States on swine flu alert
Transmission of swine flu in Delhi and Hyderabad has prompted Union Health Minister Ghulam Nabi Azad to ask chief ministers to be better prepared for localised outbreaks, reports Sanchita Sharma.
Transmission of swine flu in Delhi and Hyderabad has prompted Union Health Minister Ghulam Nabi Azad to ask chief ministers to be better prepared for localised outbreaks.
“It is of utmost importance that you may please review the situation for preparedness at your level,” said Azad in a letter to all CMs on Tuesday.
“In my view, the surveillance capacity needs to be enhanced to pick up clusters of cases quicker and manage them in isolation facilities.”
The two localised infections in Delhi and Hyderabad have been contained.
Results that came in on Tuesday showed no one else who came in contact with the infected passengers tested positive for H1N1.

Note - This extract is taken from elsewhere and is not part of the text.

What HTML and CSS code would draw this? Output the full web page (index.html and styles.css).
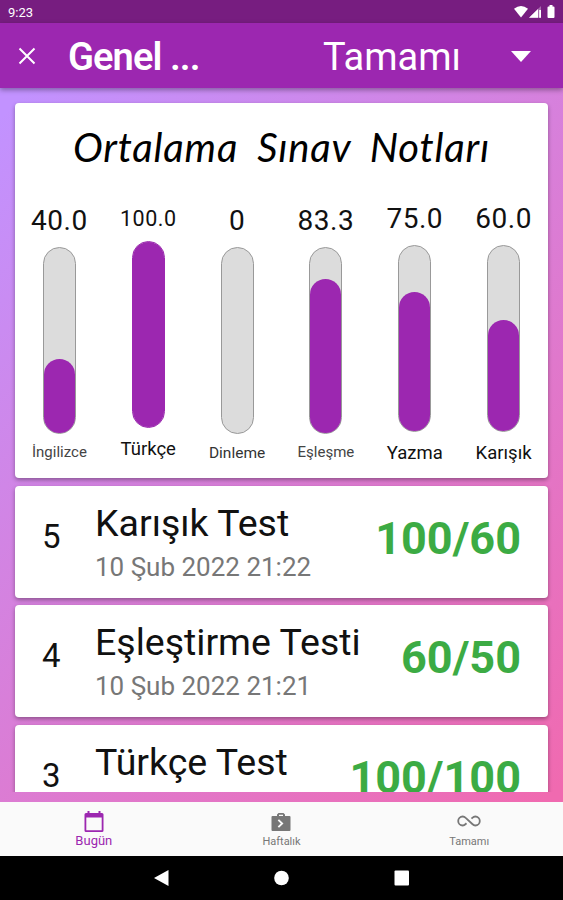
FILE: index.html
```html
<!DOCTYPE html>
<html lang="tr">
<head>
    <meta charset="UTF-8">
    <meta name="viewport" content="width=device-width, initial-scale=1.0">
    <title>Genel Notlar</title>
    <link rel="stylesheet" href="styles.css">
</head>
<body>
    <div class="status-bar">
        <span class="clock">9:23</span>
        <svg class="status-icons" width="44" height="16" viewBox="0 0 44 16" fill="#fff">
            <path d="M1 4.8Q8 -0.8 15 4.8L8 13.4Z"/>
            <path d="M16 13.8L28 2V13.8Z" fill-opacity=".35"/>
            <path d="M16 13.8L25 5V13.800ZM26.200 6h1.800v7.800H26.200Z"/>
            <path d="M34.500 3.400q0-1 1-1h1V1h3v1.400h1q1 0 1 1V13q0 1-1 1h-5q-1 0-1-1Z"/>
        </svg>
    </div>

    <header class="app-bar">
        <svg class="close" width="18" height="18" viewBox="0 0 18 18" stroke="#fff" stroke-width="2">
            <path d="M1.500 1.500L16.500 16.500M16.500 1.500L1.500 16.500"/>
        </svg>
        <h1>Genel ...</h1>
        <span class="filter">Tamamı</span>
        <span class="arrow"></span>
    </header>

    <main>
        <section class="card chart">
            <h2>Ortalama Sınav Notları</h2>
            <div class="bars">
                <div class="col">
                    <span class="value">40.0</span>
                    <div class="bar"><div class="fill" style="height: 40%"></div></div>
                    <span class="name ingilizce">İngilizce</span>
                </div>
                <div class="col full">
                    <span class="value small">100.0</span>
                    <div class="bar"><div class="fill" style="height: 100%"></div></div>
                    <span class="name turkce">Türkçe</span>
                </div>
                <div class="col">
                    <span class="value">0</span>
                    <div class="bar"></div>
                    <span class="name dinleme">Dinleme</span>
                </div>
                <div class="col">
                    <span class="value">83.3</span>
                    <div class="bar"><div class="fill" style="height: 83.3%"></div></div>
                    <span class="name eslesme">Eşleşme</span>
                </div>
                <div class="col high">
                    <span class="value">75.0</span>
                    <div class="bar"><div class="fill" style="height: 75%"></div></div>
                    <span class="name">Yazma</span>
                </div>
                <div class="col high">
                    <span class="value">60.0</span>
                    <div class="bar"><div class="fill" style="height: 60%"></div></div>
                    <span class="name">Karışık</span>
                </div>
            </div>
        </section>

        <section class="card test">
            <span class="number">5</span>
            <div class="info">
                <h3>Karışık Test</h3>
                <p>10 Şub 2022 21:22</p>
            </div>
            <span class="score">100/60</span>
        </section>

        <section class="card test">
            <span class="number">4</span>
            <div class="info">
                <h3>Eşleştirme Testi</h3>
                <p>10 Şub 2022 21:21</p>
            </div>
            <span class="score">60/50</span>
        </section>

        <section class="card test">
            <span class="number">3</span>
            <div class="info">
                <h3>Türkçe Test</h3>
            </div>
            <span class="score">100/100</span>
        </section>
    </main>

    <nav class="tabs">
        <a class="tab active">
            <svg width="20" height="22" viewBox="0 0 20 22" fill="currentColor">
                <path fill-rule="evenodd" d="M3.500 0h2v2h9V0h2v2H18q1.500 0 1.500 1.500V19.500q0 1.500-1.500 1.500H2Q.5 21 .5 19.500V3.500Q.5 2 2 2h1.500ZM2.300 6.500V19.200H17.700V6.500Z"/>
            </svg>
            <span>Bugün</span>
        </a>
        <a class="tab">
            <svg class="case" width="20" height="20" viewBox="0 0 20 20" fill="currentColor">
                <path fill-rule="evenodd" d="M6 4V2.500L7.500 1h5L14 2.500V4h4.500q1 0 1 1V18q0 1-1 1h-17q-1 0-1-1V5q0-1 1-1ZM8 4h4V2.800H8ZM8 7.300L12.500 11.500L8 15.700L6.700 14.500L9.800 11.500L6.700 8.500Z"/>
            </svg>
            <span>Haftalık</span>
        </a>
        <a class="tab">
            <svg class="infinity" width="24" height="14" viewBox="0 0 24 14" fill="none" stroke="currentColor" stroke-width="1.8">
                <path d="M9.500 9.300L8.700 10C7.800 10.900 7 11.500 5.700 11.500a4.500 4.500 0 0 1 0-9C7 2.500 7.800 3 8.700 3.900L15.300 10C16.200 10.900 17 11.500 18.300 11.500a4.500 4.500 0 0 0 0-9C17 2.500 16.200 3 15.300 3.900L14.500 4.700"/>
            </svg>
            <span>Tamamı</span>
        </a>
    </nav>

    <footer class="system-nav">
        <svg width="16" height="18" viewBox="0 0 16 18" fill="#fff"><path d="M0 9L14.500 1V17Z"/></svg>
        <svg width="16" height="16" viewBox="0 0 16 16" fill="#fff"><circle cx="7.500" cy="8" r="7.300"/></svg>
        <svg width="16" height="16" viewBox="0 0 16 16" fill="#fff"><rect x=".5" y=".5" width="14.500" height="15" rx="1"/></svg>
    </footer>
</body>
</html>
```
FILE: styles.css
```css
* {
    box-sizing: border-box;
}
body {
    margin: 0;
    height: 900px;
    display: flex;
    flex-direction: column;
    overflow: hidden;
    font-family: Roboto, sans-serif;
    color: #111;
    background: linear-gradient(135deg, #c292ff 8%, #f06ab0 92%);
}
h1, h2, h3, p {
    margin: 0;
    font-weight: 400;
    white-space: nowrap;
}
.status-bar {
    height: 23px;
    padding: 0 6px 0 8px;
    display: flex;
    justify-content: space-between;
    align-items: center;
    background: #771d80;
    color: #fff;
}
.clock {
    padding-top: 2px;
    font-size: 13px;
    font-weight: 400;
}
.app-bar {
    height: 65px;
    padding: 0 32px 0 18px;
    display: flex;
    align-items: center;
    background: #9c27b0;
    color: #fff;
    box-shadow: 0 2px 5px rgba(0,0,0,0.35);
    z-index: 1;
}
.app-bar h1 {
    width: 255px;
    margin-left: 32px;
    padding-top: 2px;
    font-size: 38px;
    font-weight: 600;
    letter-spacing: -0.9px;
}
.filter {
    padding-top: 2px;
    font-size: 38px;
}
.arrow {
    margin-left: auto;
    margin-top: 2px;
    border: 10px solid transparent;
    border-top: 11px solid #fff;
    border-bottom: 0;
}
main {
    height: 704px;
    padding: 15px 15px 0;
    display: flex;
    flex-direction: column;
    gap: 7.5px;
    overflow: hidden;
}
.card {
    flex: none;
    background: #fff;
    border-radius: 4px;
    box-shadow: 0 2px 4px rgba(0,0,0,0.35);
}
.chart {
    height: 375px;
}
.chart h2 {
    height: 96px;
    padding-top: 20px;
    text-align: center;
    font-family: Lato, sans-serif;
    font-style: italic;
    font-size: 40px;
    letter-spacing: 0.8px;
    word-spacing: 9px;
    color: #000;
}
.bars {
    display: grid;
    grid-template-columns: repeat(6, 1fr);
}
.col {
    display: flex;
    flex-direction: column;
    align-items: center;
}
.value {
    height: 48px;
    padding-top: 6px;
    font-size: 28px;
    line-height: 32px;
    letter-spacing: 0.5px;
}
.value.small {
    font-size: 21.5px;
    line-height: 28px;
}
.high .value {
    height: 46px;
    padding-top: 4px;
}
.full .value {
    height: 42px;
}
.bar {
    width: 33px;
    height: 187px;
    display: flex;
    align-items: flex-end;
    border: 1px solid #999;
    border-radius: 17px;
    background: #dcdcdc;
}
.fill {
    width: 100%;
    border-radius: 16px;
    background: #9c27b0;
}
.full .bar {
    border-color: #9c27b0;
}
.name {
    height: 24px;
    margin-top: 6px;
    line-height: 24px;
    white-space: nowrap;
}
.ingilizce {
    font-size: 15px;
    color: #444;
}
.turkce {
    margin-top: 9px;
    font-size: 18.5px;
}
.dinleme {
    margin-top: 7px;
    font-size: 15.5px;
    color: #333;
}
.eslesme {
    font-size: 15px;
    color: #444;
}
.high .name {
    margin-top: 9px;
    font-size: 18.5px;
}
.test {
    height: 112px;
    padding: 0 27px;
    display: flex;
}
.number {
    width: 53px;
    padding-top: 31px;
    font-size: 33px;
    line-height: 40px;
}
.info h3 {
    padding-top: 15px;
    font-size: 37.5px;
    line-height: 44px;
}
.info p {
    font-size: 26px;
    line-height: 45px;
    color: #777;
}
.score {
    margin-left: auto;
    padding-top: 27px;
    font-size: 45px;
    line-height: 52px;
    font-weight: 700;
    color: #3cab44;
}
.tabs {
    height: 54px;
    margin-top: 10px;
    display: grid;
    grid-template-columns: repeat(3, 1fr);
    background: #fafafa;
}
.tab {
    display: flex;
    flex-direction: column;
    align-items: center;
    justify-content: flex-end;
    padding-bottom: 7px;
    font-size: 11px;
    line-height: 14px;
    color: #777;
}
.tab.active {
    font-size: 13px;
    line-height: 16px;
    color: #9c27b0;
}
.case {
    margin-bottom: 3px;
}
.infinity {
    margin-bottom: 7px;
}
.system-nav {
    height: 44px;
    display: flex;
    justify-content: center;
    align-items: center;
    gap: 104px;
    background: #000;
}
```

H1N1 is the virus that jumped from pigs to people and infected 25,2888 people since it was first detected in humans in Mexico and the US in April.
Azad’s letter points out that while nine of India’s 11 swine flu cases are imported from the US, two human-to-human transmissions have taken place in people who have not travelled abroad.

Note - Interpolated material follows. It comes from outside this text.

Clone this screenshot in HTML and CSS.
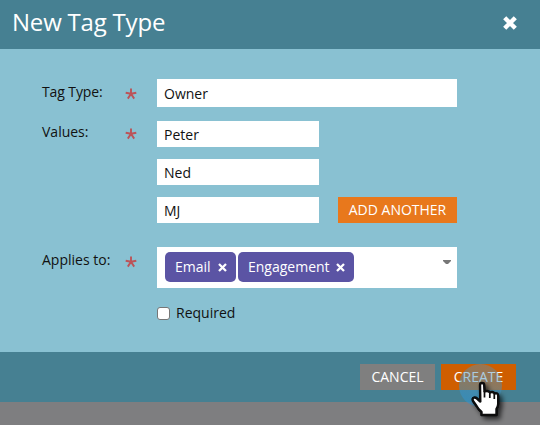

“State machinery needs to be geared for quick identification, testing, isolation and treatment of swine flu cases,” he wrote.
Since the first case was confirmed in Hyderabad on May 16, 197 people have been tested, of whom 11—seven in Hyderabad, two in Delhi and two in Coimbatore —have been found infected.
“Since yesterday, no one has tested positive. Samples of five persons are under process,” said Dr Shiv Lal, director general, National Institute of Communicable Diseases (NICD).
The Union Health Ministry, the letter said, will support training doctors and testing and treatment facilities.
Azad had announced on Monday that the Centre would equip 16 more laboratories to test for influenza A H1N1, the virus that causes swine flu, taking the number of labs to 18.
Currently, tests are done only in two labs, Delhi’s NICD and Pune’s National Institute of Virology.
The Centre has already sent 2,000 capsules of oseltamivir, the anti-flu medicine used to treat swine flu, to all states. It has another 10 lakh capsules in stock, ready for despatch.